++++ EXTRACTED RECORDS

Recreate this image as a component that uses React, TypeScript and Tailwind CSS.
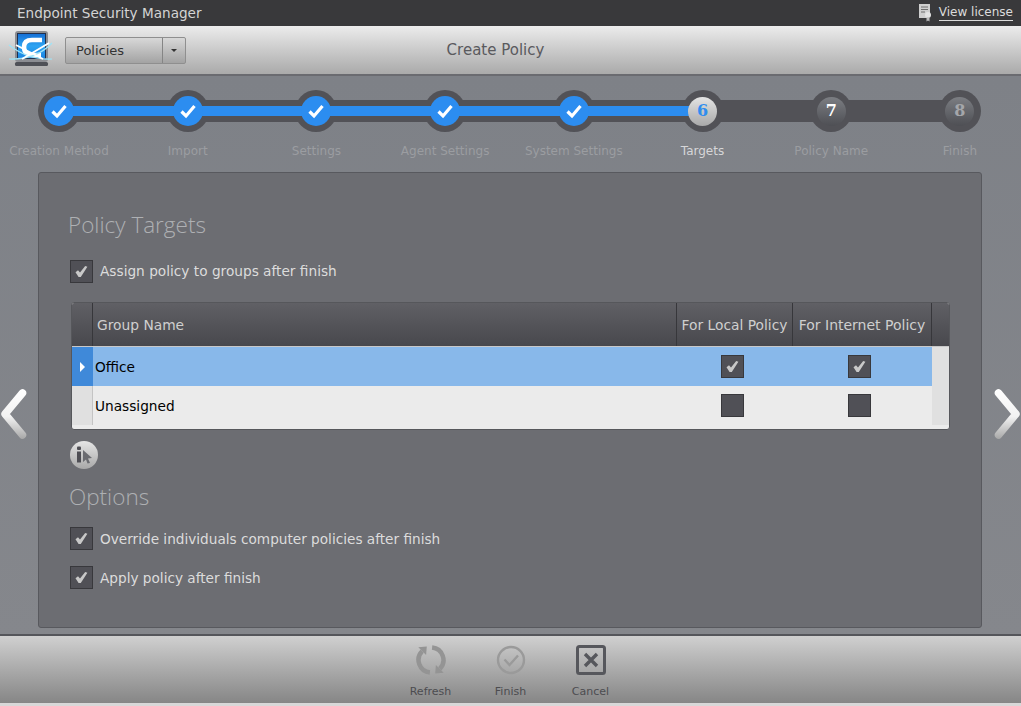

++++++++
++++ EXTRACTED RECORDS

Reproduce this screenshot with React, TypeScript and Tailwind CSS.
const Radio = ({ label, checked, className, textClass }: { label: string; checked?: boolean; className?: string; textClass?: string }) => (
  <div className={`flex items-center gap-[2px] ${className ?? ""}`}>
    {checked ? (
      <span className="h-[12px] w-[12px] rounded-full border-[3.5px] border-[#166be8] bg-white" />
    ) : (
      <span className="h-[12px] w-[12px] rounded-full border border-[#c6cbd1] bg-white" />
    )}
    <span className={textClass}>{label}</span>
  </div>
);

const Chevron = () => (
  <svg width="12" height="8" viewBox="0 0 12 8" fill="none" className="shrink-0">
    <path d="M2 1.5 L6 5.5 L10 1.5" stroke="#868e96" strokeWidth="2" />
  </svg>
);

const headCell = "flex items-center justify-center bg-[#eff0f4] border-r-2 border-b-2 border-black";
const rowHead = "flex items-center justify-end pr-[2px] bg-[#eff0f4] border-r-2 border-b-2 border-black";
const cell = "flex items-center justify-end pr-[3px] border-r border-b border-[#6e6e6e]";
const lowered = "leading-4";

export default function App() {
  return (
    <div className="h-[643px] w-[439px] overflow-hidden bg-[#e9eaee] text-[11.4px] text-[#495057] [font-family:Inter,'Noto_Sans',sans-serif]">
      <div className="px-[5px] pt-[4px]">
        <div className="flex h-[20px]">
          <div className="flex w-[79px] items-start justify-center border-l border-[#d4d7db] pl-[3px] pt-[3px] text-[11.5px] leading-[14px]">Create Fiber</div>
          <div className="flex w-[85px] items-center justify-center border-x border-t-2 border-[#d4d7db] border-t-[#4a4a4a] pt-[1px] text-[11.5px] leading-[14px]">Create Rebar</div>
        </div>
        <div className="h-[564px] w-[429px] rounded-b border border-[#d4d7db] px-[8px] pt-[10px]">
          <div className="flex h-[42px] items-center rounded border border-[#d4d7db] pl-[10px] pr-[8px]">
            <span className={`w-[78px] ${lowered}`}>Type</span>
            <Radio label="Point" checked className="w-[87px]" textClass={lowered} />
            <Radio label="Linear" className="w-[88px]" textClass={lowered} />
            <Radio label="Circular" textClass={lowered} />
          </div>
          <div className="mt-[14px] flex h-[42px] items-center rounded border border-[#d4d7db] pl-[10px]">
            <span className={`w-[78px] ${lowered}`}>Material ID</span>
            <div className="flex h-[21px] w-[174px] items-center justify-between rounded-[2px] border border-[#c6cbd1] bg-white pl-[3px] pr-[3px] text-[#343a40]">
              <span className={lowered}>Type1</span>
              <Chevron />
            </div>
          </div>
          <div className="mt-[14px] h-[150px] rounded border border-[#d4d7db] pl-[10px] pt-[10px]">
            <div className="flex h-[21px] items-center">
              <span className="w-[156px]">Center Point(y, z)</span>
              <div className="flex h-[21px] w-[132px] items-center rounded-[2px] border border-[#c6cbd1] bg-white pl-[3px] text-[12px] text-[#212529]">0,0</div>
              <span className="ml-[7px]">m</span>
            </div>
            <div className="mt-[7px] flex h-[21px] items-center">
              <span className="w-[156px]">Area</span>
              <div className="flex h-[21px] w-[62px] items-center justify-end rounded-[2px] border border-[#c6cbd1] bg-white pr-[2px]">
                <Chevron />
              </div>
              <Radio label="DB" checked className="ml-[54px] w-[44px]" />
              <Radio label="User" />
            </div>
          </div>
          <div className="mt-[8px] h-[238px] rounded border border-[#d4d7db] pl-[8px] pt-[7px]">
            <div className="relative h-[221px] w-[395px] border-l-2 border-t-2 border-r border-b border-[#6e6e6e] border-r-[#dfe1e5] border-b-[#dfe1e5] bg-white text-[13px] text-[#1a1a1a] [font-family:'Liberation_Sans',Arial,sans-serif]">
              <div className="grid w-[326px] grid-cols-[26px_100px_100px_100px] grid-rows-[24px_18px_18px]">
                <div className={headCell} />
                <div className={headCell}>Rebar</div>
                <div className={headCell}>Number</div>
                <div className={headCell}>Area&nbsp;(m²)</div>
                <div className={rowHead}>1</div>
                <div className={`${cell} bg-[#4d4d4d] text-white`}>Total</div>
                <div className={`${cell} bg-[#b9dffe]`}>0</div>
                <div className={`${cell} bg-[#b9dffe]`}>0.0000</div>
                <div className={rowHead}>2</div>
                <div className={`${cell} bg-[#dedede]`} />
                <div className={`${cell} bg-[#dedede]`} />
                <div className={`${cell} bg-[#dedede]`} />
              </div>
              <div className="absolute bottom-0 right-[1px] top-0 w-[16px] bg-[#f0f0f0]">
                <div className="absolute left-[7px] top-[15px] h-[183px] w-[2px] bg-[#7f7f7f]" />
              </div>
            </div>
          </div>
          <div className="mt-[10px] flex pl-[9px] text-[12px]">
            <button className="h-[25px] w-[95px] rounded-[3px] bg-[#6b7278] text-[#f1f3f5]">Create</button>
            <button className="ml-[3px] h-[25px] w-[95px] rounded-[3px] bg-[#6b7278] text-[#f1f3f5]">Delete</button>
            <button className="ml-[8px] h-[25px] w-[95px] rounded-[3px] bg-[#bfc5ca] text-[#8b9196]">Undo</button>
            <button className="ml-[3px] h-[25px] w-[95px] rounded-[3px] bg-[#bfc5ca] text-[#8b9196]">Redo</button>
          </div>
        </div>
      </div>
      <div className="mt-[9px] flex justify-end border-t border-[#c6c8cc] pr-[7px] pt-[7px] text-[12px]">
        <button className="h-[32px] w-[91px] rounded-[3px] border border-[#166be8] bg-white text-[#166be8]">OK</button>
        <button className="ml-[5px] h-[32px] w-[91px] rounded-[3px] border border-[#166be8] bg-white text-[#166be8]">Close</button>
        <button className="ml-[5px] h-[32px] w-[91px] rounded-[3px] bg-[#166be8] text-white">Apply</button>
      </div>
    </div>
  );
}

++++++++

**DIRECTIVE**
Search the lines above for the string "this", then show every one that has it.

**FINAL RESULT**
Recreate this image as a component that uses React, TypeScript and Tailwind CSS.
Reproduce this screenshot with React, TypeScript and Tailwind CSS.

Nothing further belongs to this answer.